Since the 1980s elected governments have replaced authoritarian regimes across Latin America. Violence persists in the more open, fragmented context of today’s “real existing democracies” (Schmitter 2009; see also O’Donnell 2004),2 but it is largely seen in social rather than political terms. Criminal mafias and youth gangs are the most identifiable sources of widely felt insecurity. Elected governments are often blamed for corruption and for complicity with these actors, but the state itself is generally not perceived as the central source of violence, in contrast to the period of authoritarian rule. In part for this reason, religious responses today lack the high drama of the past, and the churches are less visible in political life. Similarly, scholarship on religion is more diverse and scattered in comparison to work on the earlier period (framed by debates, for example, about liberation theology).

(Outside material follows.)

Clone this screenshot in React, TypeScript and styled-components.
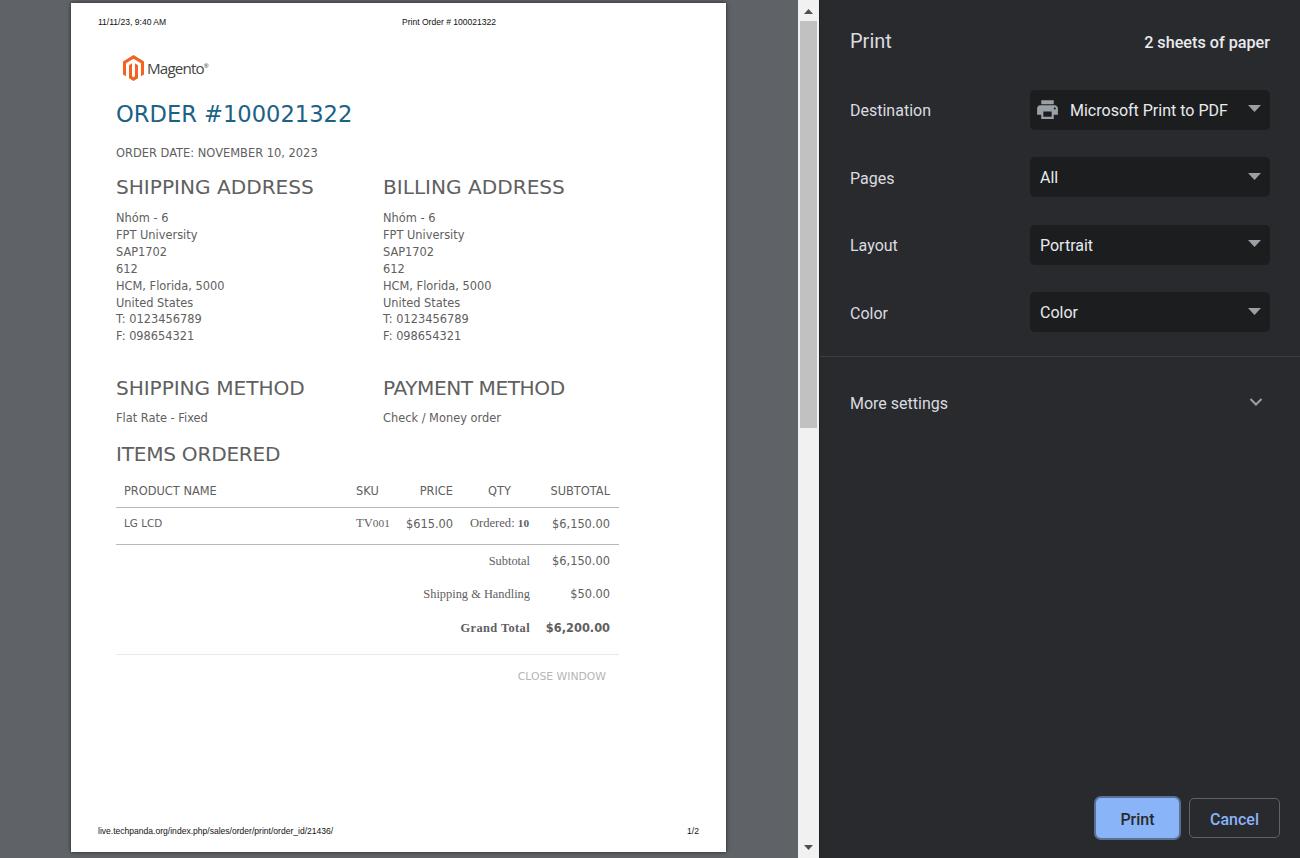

But in fact the churches are addressing contemporary violence in many different ways, and their efforts are important. As this volume demonstrates, their approaches and perspectives may complement―or contradict―those of governments, international agencies, civil society actors, and the general public. The new studies presented here examine the specifically religious character of their responses―how they relate their mission and faith to violence in different contexts―to understand better how and why they have taken action. This approach also throws light on dimensions scanted in other perspectives on violence and suggests other potential strategies to mitigate its causes and effects.
This volume raises four core analytical issues that appear throughout this introduction and inform the research in this book:
1. How and why have religious responses to violence changed or demonstrated continuity over time? And particularly, what are the main factors that appear to motivate constructive social action?
2. How are the responses of church-linked organizations and individuals distinctively religious? How do they illuminate the moral dimensions of violence?
3. How have the characteristics of violence itself changed over time, as perceived by the churches?
4. When do religious responses to violence have the greatest impact?